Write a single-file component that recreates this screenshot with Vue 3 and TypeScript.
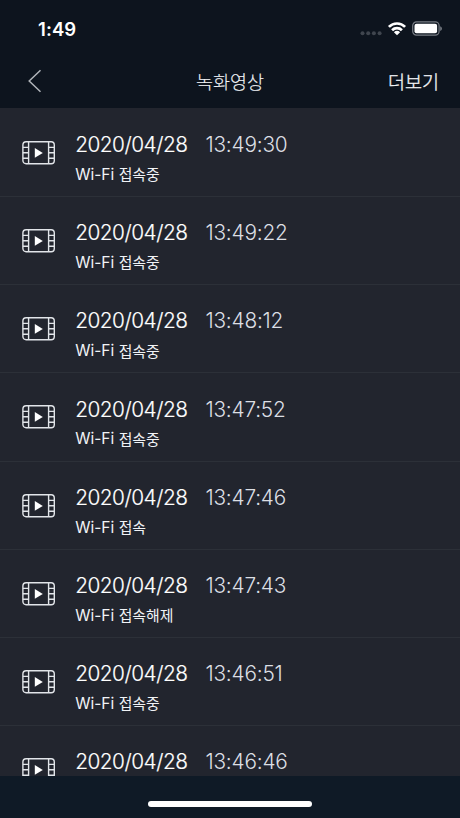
<script setup lang="ts">
interface Recording {
  date: string
  time: string
  event?: string
}

const recordings: Recording[] = [
  { date: '2020/04/28', time: '13:49:30', event: '접속중' },
  { date: '2020/04/28', time: '13:49:22', event: '접속중' },
  { date: '2020/04/28', time: '13:48:12', event: '접속중' },
  { date: '2020/04/28', time: '13:47:52', event: '접속중' },
  { date: '2020/04/28', time: '13:47:46', event: '접속' },
  { date: '2020/04/28', time: '13:47:43', event: '접속해제' },
  { date: '2020/04/28', time: '13:46:51', event: '접속중' },
  { date: '2020/04/28', time: '13:46:46' },
]
</script>

<template>
  <div class="screen">
    <header class="top">
      <div class="status">
        <span class="clock">1:49</span>
        <div class="indicators">
          <svg class="cell" width="22" height="18" viewBox="0 0 22 18">
            <circle v-for="n in 4" :key="n" :cx="n * 5.7 - 3.2" cy="13.2" r="2" />
          </svg>
          <svg class="wifi" width="20" height="18" viewBox="0 0 20 18">
            <path d="M1.9 6.9a11.4 11.4 0 0 1 16.2 0" />
            <path d="M5.1 10.2a6.9 6.9 0 0 1 9.8 0" />
            <path class="dot" d="M6.9 12.2a4.5 4.5 0 0 1 6.2 0L10 15.3z" />
          </svg>
          <svg class="battery" width="31" height="18" viewBox="0 0 31 18">
            <rect class="shell" x="0.7" y="1.9" width="26.4" height="13.2" rx="3.8" />
            <rect class="charge" x="2.5" y="3.7" width="22.6" height="9.6" rx="2" />
            <path class="cap" d="M28.2 6.3c2.3 1 2.3 3.8 0 4.8z" />
          </svg>
        </div>
      </div>
      <nav class="nav">
        <button class="back" type="button" aria-label="뒤로">
          <svg width="16" height="24" viewBox="0 0 16 24">
            <path d="M13.5 1.2 2.2 12l11.3 10.8" />
          </svg>
        </button>
        <h1 class="title">녹화영상</h1>
        <button class="more" type="button">더보기</button>
      </nav>
    </header>

    <ul class="list">
      <li v-for="item in recordings" :key="item.time" class="row">
        <svg class="film" width="34" height="26" viewBox="0 0 34 26">
          <rect x="0.9" y="1.8" width="31.4" height="22" rx="3.2" />
          <path d="M6.6 1.8v22M26.6 1.8v22M.9 7.4h5.7M.9 12.8h5.7M.9 18.2h5.7M26.6 7.4h5.7M26.6 12.8h5.7M26.6 18.2h5.7" />
          <path class="play" d="M12.8 8.1v9.6l8-4.8z" />
        </svg>
        <div class="info">
          <div class="stamp">
            <span class="date">{{ item.date }}</span>
            <span class="time">{{ item.time }}</span>
          </div>
          <div v-if="item.event" class="event">
            <span class="net">Wi-Fi</span><span class="state">{{ item.event }}</span>
          </div>
        </div>
      </li>
    </ul>

    <footer class="bottom"><span class="home"></span></footer>
  </div>
</template>

<style>
body {
  margin: 0;
  background: #0f1a26;
}
</style>

<style scoped>
.screen {
  display: flex;
  flex-direction: column;
  width: 460px;
  height: 818px;
  overflow: hidden;
  background: #22252e;
  color: #f1f3f6;
  font-family: Inter, "Noto Sans CJK KR", sans-serif;
}
.top {
  flex: none;
  height: 108px;
  background: #0d141e;
}
.status {
  display: flex;
  justify-content: space-between;
  height: 54px;
  padding: 0 17px 0 38px;
}
.clock {
  padding-top: 17px;
  font-size: 18.5px;
  line-height: 24px;
  font-weight: 600;
  letter-spacing: 0.1px;
  color: #fff;
}
.indicators {
  display: flex;
  padding-top: 20px;
}
.cell { fill: #3f454e; margin-right: 5px; }
.wifi { fill: none; stroke: #fff; stroke-width: 2.7; margin-right: 5px; }
.wifi .dot { fill: #fff; stroke: none; }
.shell { fill: none; stroke: #777c84; stroke-width: 1.2; }
.charge { fill: #fff; }
.cap { fill: #777c84; }
.nav {
  display: grid;
  grid-template-columns: 1fr auto 1fr;
  align-items: center;
  height: 54px;
  padding: 0 21px 0 27px;
  box-sizing: border-box;
}
button {
  margin: 0;
  padding: 0;
  border: 0;
  background: none;
  color: inherit;
  font-family: "Noto Sans CJK KR", sans-serif;
}
.back { justify-self: start; height: 24px; }
.back svg { display: block; fill: none; stroke: #b0b4b9; stroke-width: 1.5; }
.title {
  margin: 0 6px 0 0;
  font: 300 18.5px/28px "Noto Sans CJK KR", sans-serif;
  -webkit-text-stroke: 0.15px currentColor;
}
.more {
  justify-self: end;
  font-size: 18.5px;
  line-height: 28px;
  font-weight: 300;
  -webkit-text-stroke: 0.35px currentColor;
}
.list {
  flex: 1;
  min-height: 0;
  margin: 0;
  padding: 0.8px 0 0;
  overflow: hidden;
  list-style: none;
}
.row {
  display: flex;
  height: 88.2px;
  padding: 0 22px;
  border-bottom: 1px solid #2c3038;
  box-sizing: border-box;
}
.film {
  flex: none;
  margin: 31.1px 19.2px 0 0;
  fill: none;
  stroke: #e2e5e9;
  stroke-width: 1.4;
}
.film .play { fill: #fff; stroke: none; }
.info { padding-top: 22.2px; }
.stamp {
  display: flex;
  font-size: 20.8px;
  line-height: 28px;
  white-space: nowrap;
}
.date {
  width: 130.3px;
  font-weight: 300;
  letter-spacing: -0.48px;
  color: #fff;
  -webkit-text-stroke: 0.18px currentColor;
}
.time { font-weight: 300; letter-spacing: -0.2px; color: #dcdfe4; }
.event {
  display: flex;
  gap: 4.4px;
  padding-top: 4.2px;
  font-size: 15.5px;
  line-height: 22px;
}
.net { padding-top: 0.6px; }
.state {
  font-family: "Noto Sans CJK KR", sans-serif;
  font-size: 14.9px;
}
.bottom {
  display: flex;
  flex: none;
  justify-content: center;
  height: 42px;
  background: #0f1a26;
}
.home {
  width: 164px;
  height: 6px;
  margin-top: 25px;
  border-radius: 3px;
  background: #fff;
}
</style>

▶ **What you need to do**
All of the material above is to be copied exactly, except for its images.

▶ **Solution to the exercise**
Write a single-file component that recreates this screenshot with Vue 3 and TypeScript.
<script setup lang="ts">
interface Recording {
  date: string
  time: string
  event?: string
}

const recordings: Recording[] = [
  { date: '2020/04/28', time: '13:49:30', event: '접속중' },
  { date: '2020/04/28', time: '13:49:22', event: '접속중' },
  { date: '2020/04/28', time: '13:48:12', event: '접속중' },
  { date: '2020/04/28', time: '13:47:52', event: '접속중' },
  { date: '2020/04/28', time: '13:47:46', event: '접속' },
  { date: '2020/04/28', time: '13:47:43', event: '접속해제' },
  { date: '2020/04/28', time: '13:46:51', event: '접속중' },
  { date: '2020/04/28', time: '13:46:46' },
]
</script>

<template>
  <div class="screen">
    <header class="top">
      <div class="status">
        <span class="clock">1:49</span>
        <div class="indicators">
          <svg class="cell" width="22" height="18" viewBox="0 0 22 18">
            <circle v-for="n in 4" :key="n" :cx="n * 5.7 - 3.2" cy="13.2" r="2" />
          </svg>
          <svg class="wifi" width="20" height="18" viewBox="0 0 20 18">
            <path d="M1.9 6.9a11.4 11.4 0 0 1 16.2 0" />
            <path d="M5.1 10.2a6.9 6.9 0 0 1 9.8 0" />
            <path class="dot" d="M6.9 12.2a4.5 4.5 0 0 1 6.2 0L10 15.3z" />
          </svg>
          <svg class="battery" width="31" height="18" viewBox="0 0 31 18">
            <rect class="shell" x="0.7" y="1.9" width="26.4" height="13.2" rx="3.8" />
            <rect class="charge" x="2.5" y="3.7" width="22.6" height="9.6" rx="2" />
            <path class="cap" d="M28.2 6.3c2.3 1 2.3 3.8 0 4.8z" />
          </svg>
        </div>
      </div>
      <nav class="nav">
        <button class="back" type="button" aria-label="뒤로">
          <svg width="16" height="24" viewBox="0 0 16 24">
            <path d="M13.5 1.2 2.2 12l11.3 10.8" />
          </svg>
        </button>
        <h1 class="title">녹화영상</h1>
        <button class="more" type="button">더보기</button>
      </nav>
    </header>

    <ul class="list">
      <li v-for="item in recordings" :key="item.time" class="row">
        <svg class="film" width="34" height="26" viewBox="0 0 34 26">
          <rect x="0.9" y="1.8" width="31.4" height="22" rx="3.2" />
          <path d="M6.6 1.8v22M26.6 1.8v22M.9 7.4h5.7M.9 12.8h5.7M.9 18.2h5.7M26.6 7.4h5.7M26.6 12.8h5.7M26.6 18.2h5.7" />
          <path class="play" d="M12.8 8.1v9.6l8-4.8z" />
        </svg>
        <div class="info">
          <div class="stamp">
            <span class="date">{{ item.date }}</span>
            <span class="time">{{ item.time }}</span>
          </div>
          <div v-if="item.event" class="event">
            <span class="net">Wi-Fi</span><span class="state">{{ item.event }}</span>
          </div>
        </div>
      </li>
    </ul>

    <footer class="bottom"><span class="home"></span></footer>
  </div>
</template>

<style>
body {
  margin: 0;
  background: #0f1a26;
}
</style>

<style scoped>
.screen {
  display: flex;
  flex-direction: column;
  width: 460px;
  height: 818px;
  overflow: hidden;
  background: #22252e;
  color: #f1f3f6;
  font-family: Inter, "Noto Sans CJK KR", sans-serif;
}
.top {
  flex: none;
  height: 108px;
  background: #0d141e;
}
.status {
  display: flex;
  justify-content: space-between;
  height: 54px;
  padding: 0 17px 0 38px;
}
.clock {
  padding-top: 17px;
  font-size: 18.5px;
  line-height: 24px;
  font-weight: 600;
  letter-spacing: 0.1px;
  color: #fff;
}
.indicators {
  display: flex;
  padding-top: 20px;
}
.cell { fill: #3f454e; margin-right: 5px; }
.wifi { fill: none; stroke: #fff; stroke-width: 2.7; margin-right: 5px; }
.wifi .dot { fill: #fff; stroke: none; }
.shell { fill: none; stroke: #777c84; stroke-width: 1.2; }
.charge { fill: #fff; }
.cap { fill: #777c84; }
.nav {
  display: grid;
  grid-template-columns: 1fr auto 1fr;
  align-items: center;
  height: 54px;
  padding: 0 21px 0 27px;
  box-sizing: border-box;
}
button {
  margin: 0;
  padding: 0;
  border: 0;
  background: none;
  color: inherit;
  font-family: "Noto Sans CJK KR", sans-serif;
}
.back { justify-self: start; height: 24px; }
.back svg { display: block; fill: none; stroke: #b0b4b9; stroke-width: 1.5; }
.title {
  margin: 0 6px 0 0;
  font: 300 18.5px/28px "Noto Sans CJK KR", sans-serif;
  -webkit-text-stroke: 0.15px currentColor;
}
.more {
  justify-self: end;
  font-size: 18.5px;
  line-height: 28px;
  font-weight: 300;
  -webkit-text-stroke: 0.35px currentColor;
}
.list {
  flex: 1;
  min-height: 0;
  margin: 0;
  padding: 0.8px 0 0;
  overflow: hidden;
  list-style: none;
}
.row {
  display: flex;
  height: 88.2px;
  padding: 0 22px;
  border-bottom: 1px solid #2c3038;
  box-sizing: border-box;
}
.film {
  flex: none;
  margin: 31.1px 19.2px 0 0;
  fill: none;
  stroke: #e2e5e9;
  stroke-width: 1.4;
}
.film .play { fill: #fff; stroke: none; }
.info { padding-top: 22.2px; }
.stamp {
  display: flex;
  font-size: 20.8px;
  line-height: 28px;
  white-space: nowrap;
}
.date {
  width: 130.3px;
  font-weight: 300;
  letter-spacing: -0.48px;
  color: #fff;
  -webkit-text-stroke: 0.18px currentColor;
}
.time { font-weight: 300; letter-spacing: -0.2px; color: #dcdfe4; }
.event {
  display: flex;
  gap: 4.4px;
  padding-top: 4.2px;
  font-size: 15.5px;
  line-height: 22px;
}
.net { padding-top: 0.6px; }
.state {
  font-family: "Noto Sans CJK KR", sans-serif;
  font-size: 14.9px;
}
.bottom {
  display: flex;
  flex: none;
  justify-content: center;
  height: 42px;
  background: #0f1a26;
}
.home {
  width: 164px;
  height: 6px;
  margin-top: 25px;
  border-radius: 3px;
  background: #fff;
}
</style>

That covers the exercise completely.